--- Objective ---
Reproduce all the material exactly, minus any pictures it holds.
┌──
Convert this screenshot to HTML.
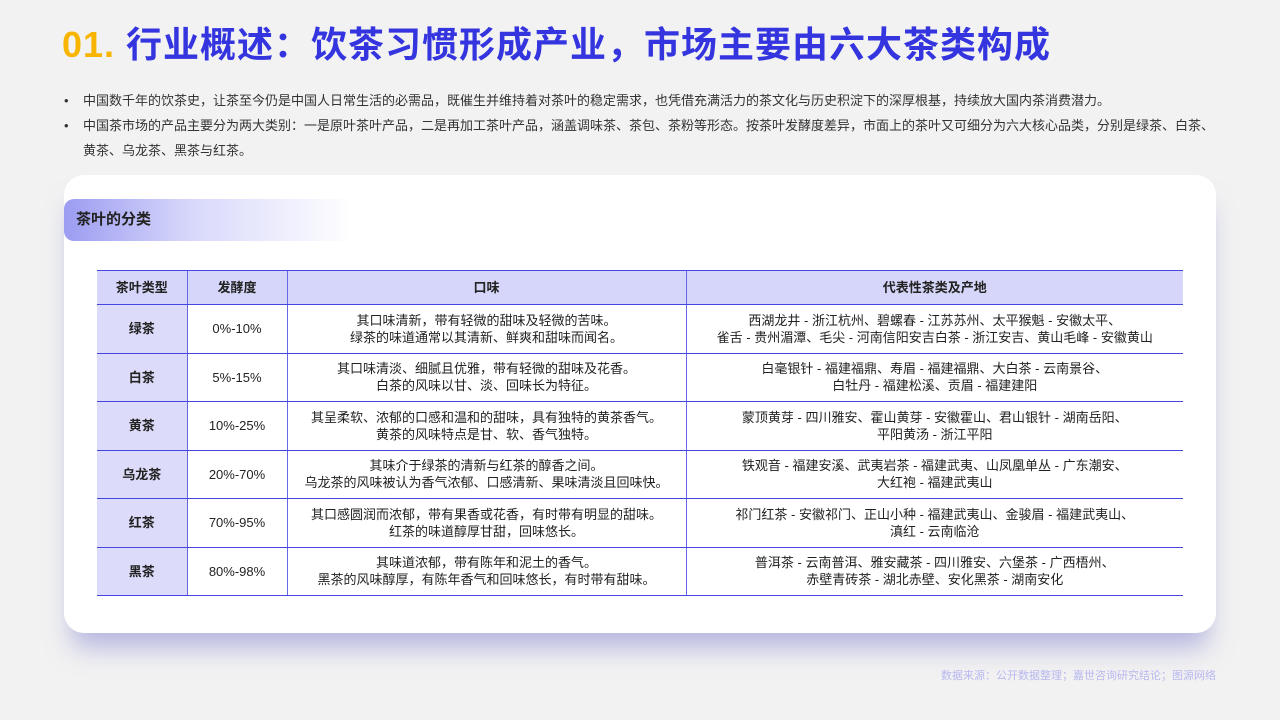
<!DOCTYPE html>
<html><head><meta charset="utf-8"><style>
*{margin:0;padding:0;box-sizing:border-box}
body{width:1280px;height:720px;background:#f2f2f2;font-family:"Liberation Sans","Noto Sans CJK SC",sans-serif;position:relative;overflow:hidden;color:#222}
.title{position:absolute;left:62px;top:20px;font-size:36px;font-weight:bold;color:#3535e0;letter-spacing:1px;white-space:nowrap;line-height:50px}
.title span{color:#f7b500;font-weight:900}
.bul{position:absolute;left:64px;font-size:13px;line-height:25px;color:#333;width:1170px}
.bul div{padding-left:19px;position:relative}
.bul div:before{content:"•";position:absolute;left:0}
.card{position:absolute;left:64px;top:175px;width:1152px;height:458px;background:#fff;border-radius:20px;box-shadow:0 22px 26px -8px rgba(130,130,210,.55)}
.tag{position:absolute;left:64px;top:199px;width:290px;height:42px;border-radius:10px 0 0 10px;background:linear-gradient(90deg,#9c9cf2,#d9d9fb 45%,#fff 100%);font-size:15px;font-weight:bold;line-height:42px;padding-left:12px;color:#222}
table{position:absolute;left:97px;top:270px;width:1086px;border-collapse:collapse;font-size:13px;color:#222}
td,th{border-top:1.5px solid #4545e0;border-bottom:1.5px solid #4545e0;text-align:center;line-height:17px}
td+td,th+th{border-left:1.5px solid #6666e8}
th{background:#d6d6fa;height:34px;font-weight:bold}
td{height:48.5px}
td:first-child{background:#dcdcfa;font-weight:bold}
.src{position:absolute;right:64px;top:667px;font-size:11px;color:#b8b8f0}
</style></head><body>
<div class="title"><span>01.</span> 行业概述：饮茶习惯形成产业，市场主要由六大茶类构成</div>
<div class="bul" style="top:88px">
<div>中国数千年的饮茶史，让茶至今仍是中国人日常生活的必需品，既催生并维持着对茶叶的稳定需求，也凭借充满活力的茶文化与历史积淀下的深厚根基，持续放大国内茶消费潜力。</div>
<div>中国茶市场的产品主要分为两大类别：一是原叶茶叶产品，二是再加工茶叶产品，涵盖调味茶、茶包、茶粉等形态。按茶叶发酵度差异，市面上的茶叶又可细分为六大核心品类，分别是绿茶、白茶、<br>黄茶、乌龙茶、黑茶与红茶。</div>
</div>
<div class="card"></div>
<div class="tag">茶叶的分类</div>
<table>
<colgroup><col style="width:90px"><col style="width:100px"><col style="width:399px"><col></colgroup>
<tr><th>茶叶类型</th><th>发酵度</th><th>口味</th><th>代表性茶类及产地</th></tr>
<tr><td>绿茶</td><td>0%-10%</td><td>其口味清新，带有轻微的甜味及轻微的苦味。<br>绿茶的味道通常以其清新、鲜爽和甜味而闻名。</td><td>西湖龙井 - 浙江杭州、碧螺春 - 江苏苏州、太平猴魁 - 安徽太平、<br>雀舌 - 贵州湄潭、毛尖 - 河南信阳安吉白茶 - 浙江安吉、黄山毛峰 - 安徽黄山</td></tr>
<tr><td>白茶</td><td>5%-15%</td><td>其口味清淡、细腻且优雅，带有轻微的甜味及花香。<br>白茶的风味以甘、淡、回味长为特征。</td><td>白毫银针 - 福建福鼎、寿眉 - 福建福鼎、大白茶 - 云南景谷、<br>白牡丹 - 福建松溪、贡眉 - 福建建阳</td></tr>
<tr><td>黄茶</td><td>10%-25%</td><td>其呈柔软、浓郁的口感和温和的甜味，具有独特的黄茶香气。<br>黄茶的风味特点是甘、软、香气独特。</td><td>蒙顶黄芽 - 四川雅安、霍山黄芽 - 安徽霍山、君山银针 - 湖南岳阳、<br>平阳黄汤 - 浙江平阳</td></tr>
<tr><td>乌龙茶</td><td>20%-70%</td><td>其味介于绿茶的清新与红茶的醇香之间。<br>乌龙茶的风味被认为香气浓郁、口感清新、果味清淡且回味快。</td><td>铁观音 - 福建安溪、武夷岩茶 - 福建武夷、山凤凰单丛 - 广东潮安、<br>大红袍 - 福建武夷山</td></tr>
<tr><td>红茶</td><td>70%-95%</td><td>其口感圆润而浓郁，带有果香或花香，有时带有明显的甜味。<br>红茶的味道醇厚甘甜，回味悠长。</td><td>祁门红茶 - 安徽祁门、正山小种 - 福建武夷山、金骏眉 - 福建武夷山、<br>滇红 - 云南临沧</td></tr>
<tr><td>黑茶</td><td>80%-98%</td><td>其味道浓郁，带有陈年和泥土的香气。<br>黑茶的风味醇厚，有陈年香气和回味悠长，有时带有甜味。</td><td>普洱茶 - 云南普洱、雅安藏茶 - 四川雅安、六堡茶 - 广西梧州、<br>赤壁青砖茶 - 湖北赤壁、安化黑茶 - 湖南安化</td></tr>
</table>
<div class="src">数据来源：公开数据整理；嘉世咨询研究结论；图源网络</div>
</body></html>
└──
--- The reply ---
Convert this screenshot to HTML.
<!DOCTYPE html>
<html><head><meta charset="utf-8"><style>
*{margin:0;padding:0;box-sizing:border-box}
body{width:1280px;height:720px;background:#f2f2f2;font-family:"Liberation Sans","Noto Sans CJK SC",sans-serif;position:relative;overflow:hidden;color:#222}
.title{position:absolute;left:62px;top:20px;font-size:36px;font-weight:bold;color:#3535e0;letter-spacing:1px;white-space:nowrap;line-height:50px}
.title span{color:#f7b500;font-weight:900}
.bul{position:absolute;left:64px;font-size:13px;line-height:25px;color:#333;width:1170px}
.bul div{padding-left:19px;position:relative}
.bul div:before{content:"•";position:absolute;left:0}
.card{position:absolute;left:64px;top:175px;width:1152px;height:458px;background:#fff;border-radius:20px;box-shadow:0 22px 26px -8px rgba(130,130,210,.55)}
.tag{position:absolute;left:64px;top:199px;width:290px;height:42px;border-radius:10px 0 0 10px;background:linear-gradient(90deg,#9c9cf2,#d9d9fb 45%,#fff 100%);font-size:15px;font-weight:bold;line-height:42px;padding-left:12px;color:#222}
table{position:absolute;left:97px;top:270px;width:1086px;border-collapse:collapse;font-size:13px;color:#222}
td,th{border-top:1.5px solid #4545e0;border-bottom:1.5px solid #4545e0;text-align:center;line-height:17px}
td+td,th+th{border-left:1.5px solid #6666e8}
th{background:#d6d6fa;height:34px;font-weight:bold}
td{height:48.5px}
td:first-child{background:#dcdcfa;font-weight:bold}
.src{position:absolute;right:64px;top:667px;font-size:11px;color:#b8b8f0}
</style></head><body>
<div class="title"><span>01.</span> 行业概述：饮茶习惯形成产业，市场主要由六大茶类构成</div>
<div class="bul" style="top:88px">
<div>中国数千年的饮茶史，让茶至今仍是中国人日常生活的必需品，既催生并维持着对茶叶的稳定需求，也凭借充满活力的茶文化与历史积淀下的深厚根基，持续放大国内茶消费潜力。</div>
<div>中国茶市场的产品主要分为两大类别：一是原叶茶叶产品，二是再加工茶叶产品，涵盖调味茶、茶包、茶粉等形态。按茶叶发酵度差异，市面上的茶叶又可细分为六大核心品类，分别是绿茶、白茶、<br>黄茶、乌龙茶、黑茶与红茶。</div>
</div>
<div class="card"></div>
<div class="tag">茶叶的分类</div>
<table>
<colgroup><col style="width:90px"><col style="width:100px"><col style="width:399px"><col></colgroup>
<tr><th>茶叶类型</th><th>发酵度</th><th>口味</th><th>代表性茶类及产地</th></tr>
<tr><td>绿茶</td><td>0%-10%</td><td>其口味清新，带有轻微的甜味及轻微的苦味。<br>绿茶的味道通常以其清新、鲜爽和甜味而闻名。</td><td>西湖龙井 - 浙江杭州、碧螺春 - 江苏苏州、太平猴魁 - 安徽太平、<br>雀舌 - 贵州湄潭、毛尖 - 河南信阳安吉白茶 - 浙江安吉、黄山毛峰 - 安徽黄山</td></tr>
<tr><td>白茶</td><td>5%-15%</td><td>其口味清淡、细腻且优雅，带有轻微的甜味及花香。<br>白茶的风味以甘、淡、回味长为特征。</td><td>白毫银针 - 福建福鼎、寿眉 - 福建福鼎、大白茶 - 云南景谷、<br>白牡丹 - 福建松溪、贡眉 - 福建建阳</td></tr>
<tr><td>黄茶</td><td>10%-25%</td><td>其呈柔软、浓郁的口感和温和的甜味，具有独特的黄茶香气。<br>黄茶的风味特点是甘、软、香气独特。</td><td>蒙顶黄芽 - 四川雅安、霍山黄芽 - 安徽霍山、君山银针 - 湖南岳阳、<br>平阳黄汤 - 浙江平阳</td></tr>
<tr><td>乌龙茶</td><td>20%-70%</td><td>其味介于绿茶的清新与红茶的醇香之间。<br>乌龙茶的风味被认为香气浓郁、口感清新、果味清淡且回味快。</td><td>铁观音 - 福建安溪、武夷岩茶 - 福建武夷、山凤凰单丛 - 广东潮安、<br>大红袍 - 福建武夷山</td></tr>
<tr><td>红茶</td><td>70%-95%</td><td>其口感圆润而浓郁，带有果香或花香，有时带有明显的甜味。<br>红茶的味道醇厚甘甜，回味悠长。</td><td>祁门红茶 - 安徽祁门、正山小种 - 福建武夷山、金骏眉 - 福建武夷山、<br>滇红 - 云南临沧</td></tr>
<tr><td>黑茶</td><td>80%-98%</td><td>其味道浓郁，带有陈年和泥土的香气。<br>黑茶的风味醇厚，有陈年香气和回味悠长，有时带有甜味。</td><td>普洱茶 - 云南普洱、雅安藏茶 - 四川雅安、六堡茶 - 广西梧州、<br>赤壁青砖茶 - 湖北赤壁、安化黑茶 - 湖南安化</td></tr>
</table>
<div class="src">数据来源：公开数据整理；嘉世咨询研究结论；图源网络</div>
</body></html>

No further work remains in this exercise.